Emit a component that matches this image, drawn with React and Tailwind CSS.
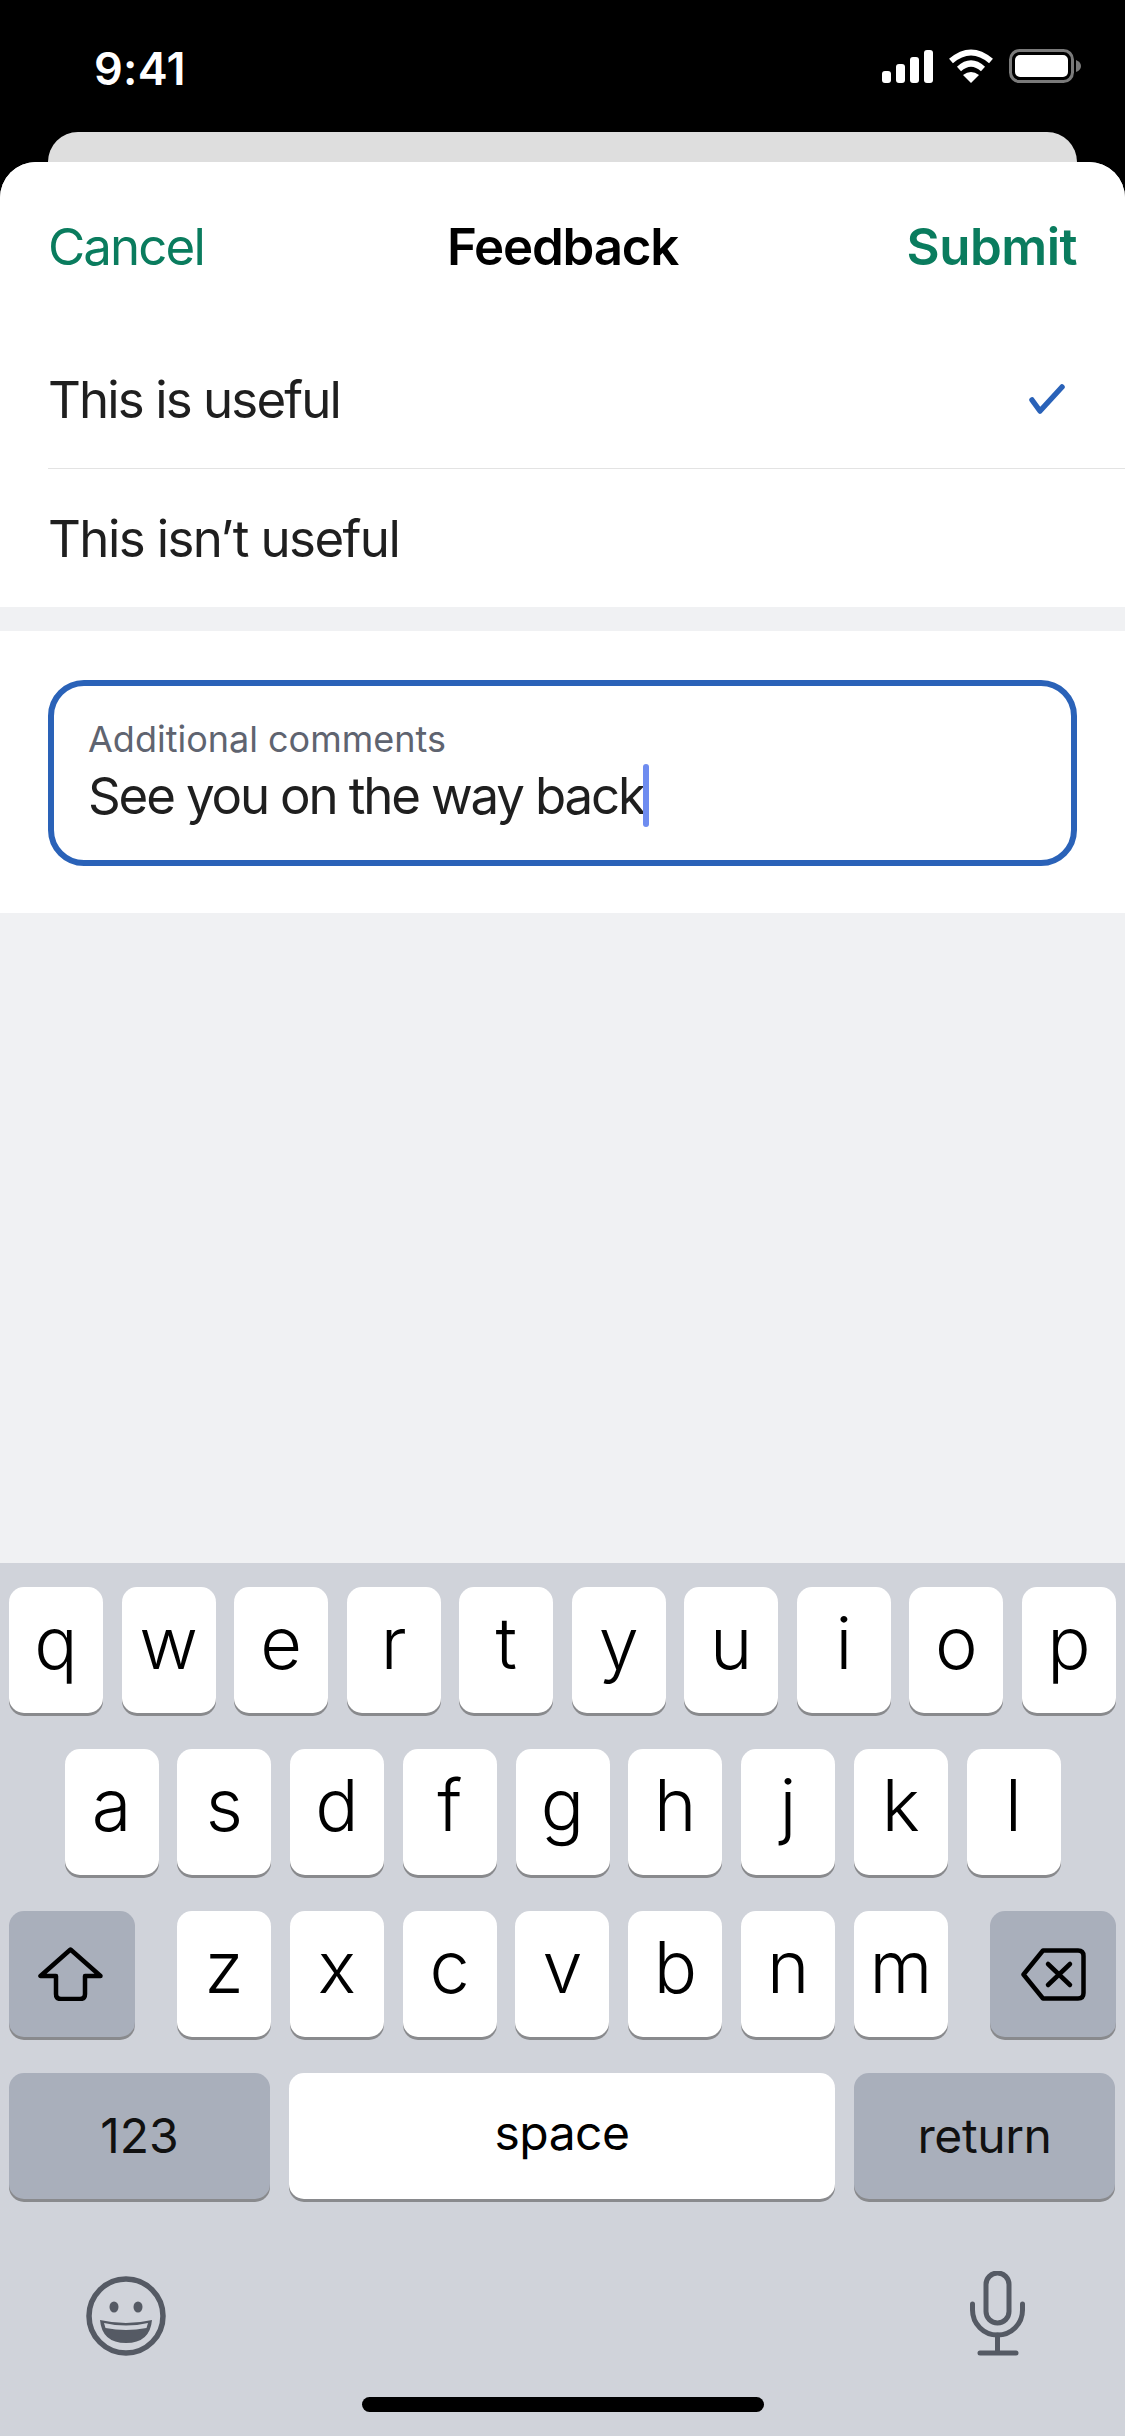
const ROW_1 = ['q', 'w', 'e', 'r', 't', 'y', 'u', 'i', 'o', 'p']
const ROW_2 = ['a', 's', 'd', 'f', 'g', 'h', 'j', 'k', 'l']
const ROW_3 = ['z', 'x', 'c', 'v', 'b', 'n', 'm']

function StatusIcons() {
  return (
    <div className="flex items-center mr-[43px]">
      <svg width="51" height="33" viewBox="0 0 51 33" className="mr-[15px]">
        <rect x="0" y="21" width="9" height="12" rx="3" fill="#fff" />
        <rect x="14" y="14" width="9" height="19" rx="3" fill="#fff" />
        <rect x="28" y="7" width="9" height="26" rx="3" fill="#fff" />
        <rect x="42" y="0" width="9" height="33" rx="3" fill="#fff" />
      </svg>
      <svg width="46" height="34" viewBox="0 0 46 34" className="mr-[15px]">
        <path d="M3 12 Q23 -5 43 12" fill="none" stroke="#fff" strokeWidth="6" />
        <path d="M11 20 Q23 9 35 20" fill="none" stroke="#fff" strokeWidth="6" />
        <path d="M15 26 Q23 20 31 26 L23 34 Z" fill="#fff" />
      </svg>
      <svg width="73" height="34" viewBox="0 0 73 34">
        <rect x="1.5" y="1.5" width="62" height="31" rx="9" fill="none" stroke="#7a7a7a" strokeWidth="3" />
        <rect x="6" y="6" width="53" height="22" rx="5" fill="#fff" />
        <path d="M67 11 Q72 13 72 17 Q72 21 67 23 Z" fill="#7a7a7a" />
      </svg>
    </div>
  )
}

function Check() {
  return (
    <svg width="36" height="30" viewBox="0 0 36 30">
      <path d="M3 16 L11 27 L33 3" fill="none" stroke="#2a62b8" strokeWidth="5.5" strokeLinecap="round" strokeLinejoin="round" />
    </svg>
  )
}

function ShiftIcon() {
  return (
    <svg width="65" height="54" viewBox="0 0 65 54" className="mr-[3px]">
      <path
        d="M32.5 2.5 L2.5 29 H18 V47 Q18 52 23 52 H42 Q47 52 47 47 V29 H62.5 Z"
        fill="none"
        stroke="#000"
        strokeWidth="4.5"
        strokeLinejoin="round"
      />
    </svg>
  )
}

function DeleteIcon() {
  return (
    <svg width="65" height="53" viewBox="0 0 65 53">
      <path
        d="M22 2.5 H57 Q62.5 2.5 62.5 8 V45 Q62.5 50.5 57 50.5 H22 L2.5 26.5 Z"
        fill="none"
        stroke="#000"
        strokeWidth="4.5"
        strokeLinejoin="round"
      />
      <path d="M27 16 L49 37 M49 16 L27 37" fill="none" stroke="#000" strokeWidth="4.5" strokeLinecap="round" />
    </svg>
  )
}

function EmojiIcon() {
  return (
    <svg width="80" height="80" viewBox="0 0 80 80">
      <ellipse cx="40" cy="40" rx="37" ry="37" fill="none" stroke="#555a64" strokeWidth="5.5" />
      <ellipse cx="28" cy="31" rx="4.5" ry="5.5" fill="#555a64" />
      <ellipse cx="52" cy="31" rx="4.5" ry="5.5" fill="#555a64" />
      <path d="M14 44 Q40 50 66 44 Q64 67 40 67 Q16 67 14 44 Z" fill="#555a64" />
      <path d="M18 47 Q40 52 62 47 L60.5 52 Q40 56 19.5 52 Z" fill="#d0d3da" />
    </svg>
  )
}

function MicIcon() {
  return (
    <svg width="55" height="85" viewBox="0 0 55 85">
      <rect x="16" y="2" width="23" height="50" rx="11.5" fill="none" stroke="#555a64" strokeWidth="5" />
      <path d="M2.5 33 V39 A25 25 0 0 0 52.5 39 V33" fill="none" stroke="#555a64" strokeWidth="5" strokeLinecap="round" />
      <path d="M27.5 64 V81 M10 82 H46" fill="none" stroke="#555a64" strokeWidth="5" strokeLinecap="round" />
    </svg>
  )
}

function Key({ label }) {
  return (
    <div className="w-[94px] h-[126px] rounded-[15px] bg-white shadow-[0_3px_0_#898a8d] flex items-center justify-center text-[72px] leading-none font-light text-black pb-[14px]">
      {label}
    </div>
  )
}

function WideKey({ label, tracking }) {
  return (
    <div className={`w-[261px] h-[126px] rounded-[15px] bg-[#a9afbb] shadow-[0_3px_0_#898a8d] flex items-center justify-center text-[48px] leading-none text-[#111] ${tracking}`}>
      {label}
    </div>
  )
}

export default function App() {
  return (
    <div className="w-[1125px] h-[2436px] overflow-hidden bg-black flex flex-col font-['Inter','Noto_Sans',sans-serif]">

      {/* Status bar */}
      <div className="h-[132px] shrink-0 flex items-center justify-between">
        <span className="ml-[94px] mt-[5px] text-[45px] font-semibold text-white leading-none tracking-[0.3px]">9:41</span>
        <StatusIcons />
      </div>

      {/* Card behind the sheet */}
      <div className="h-[30px] shrink-0 mx-[48px] rounded-t-[30px] bg-[#dedede]" />

      {/* Sheet */}
      <div className="flex-1 flex flex-col rounded-t-[36px] bg-[#f0f1f3] overflow-hidden">
        <div className="bg-white">
          <header className="h-[168px] px-[48px] grid grid-cols-3 items-center text-[51px] leading-none">
            <span className="text-[#0a7c5e] tracking-[-1.9px]">Cancel</span>
            <span className="text-center font-semibold text-black tracking-[-1.2px]">Feedback</span>
            <span className="text-right font-semibold text-[#0a7c5e] tracking-[-0.5px]">Submit</span>
          </header>
          <div className="pl-[48px] text-[51px] leading-none text-[#1f1f1f] tracking-[-1.9px]">
            <div className="h-[139px] border-b border-[#e3e3e3] flex items-center justify-between pr-[60px]">
              <span>This is useful</span>
              <Check />
            </div>
            <div className="h-[138px] flex items-center">
              <span className="tracking-[-1.6px]">This isn’t useful</span>
            </div>
          </div>
        </div>

        <div className="mt-[24px] bg-white h-[282px] px-[48px] pt-[49px]">
          <div className="h-[186px] rounded-[36px] border-[6px] border-[#2a62b8] pl-[34px] pt-[31px]">
            <div className="text-[36px] leading-[44px] text-[#5f6470]">Additional comments</div>
            <div className="flex items-center h-[64px] mt-[2px]">
              <span className="text-[51px] leading-none text-[#1f1f1f] tracking-[-2.15px]">See you on the way back</span>
              <span className="w-[6px] h-[63px] rounded-full bg-[#6e8cf0] -ml-[1px]" />
            </div>
          </div>
        </div>

        <div className="flex-1" />

        {/* Keyboard */}
        <div className="h-[873px] shrink-0 bg-[#d0d3da] pt-[24px] flex flex-col">
          <div className="flex justify-between px-[9px]">
            {ROW_1.map(k => <Key key={k} label={k} />)}
          </div>
          <div className="flex justify-between px-[64.5px] mt-[36px]">
            {ROW_2.map(k => <Key key={k} label={k} />)}
          </div>
          <div className="flex justify-between px-[9px] mt-[36px]">
            <div className="w-[126px] h-[126px] rounded-[15px] bg-[#a9afbb] shadow-[0_3px_0_#898a8d] flex items-center justify-center">
              <ShiftIcon />
            </div>
            <div className="w-[771px] flex justify-between">
              {ROW_3.map(k => <Key key={k} label={k} />)}
            </div>
            <div className="w-[126px] h-[126px] rounded-[15px] bg-[#a9afbb] shadow-[0_3px_0_#898a8d] flex items-center justify-center">
              <DeleteIcon />
            </div>
          </div>
          <div className="flex gap-[19px] pl-[9px] pr-[10px] mt-[36px]">
            <WideKey label="123" tracking="tracking-normal" />
            <div className="flex-1 h-[126px] rounded-[15px] bg-white shadow-[0_3px_0_#898a8d] flex items-center justify-center text-[48px] leading-none text-black pb-[6px] tracking-[-0.5px]">
              space
            </div>
            <WideKey label="return" tracking="tracking-[-0.4px]" />
          </div>
          <div className="flex justify-between items-end pl-[86px] pr-[100px] mt-[72px]">
            <EmojiIcon />
            <MicIcon />
          </div>
          <div className="w-[402px] h-[15px] rounded-full bg-black mx-auto mt-[41px]" />
        </div>
      </div>
    </div>
  )
}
-----
REQUIRED TASK: Return the material line for line, from its beginning to the line that contains "const ROW_3 = ['z', 'x', 'c', 'v', 'b', 'n', 'm']", with the pictures left out.

THE COMPLETED TASK:
Emit a component that matches this image, drawn with React and Tailwind CSS.
const ROW_1 = ['q', 'w', 'e', 'r', 't', 'y', 'u', 'i', 'o', 'p']
const ROW_2 = ['a', 's', 'd', 'f', 'g', 'h', 'j', 'k', 'l']
const ROW_3 = ['z', 'x', 'c', 'v', 'b', 'n', 'm']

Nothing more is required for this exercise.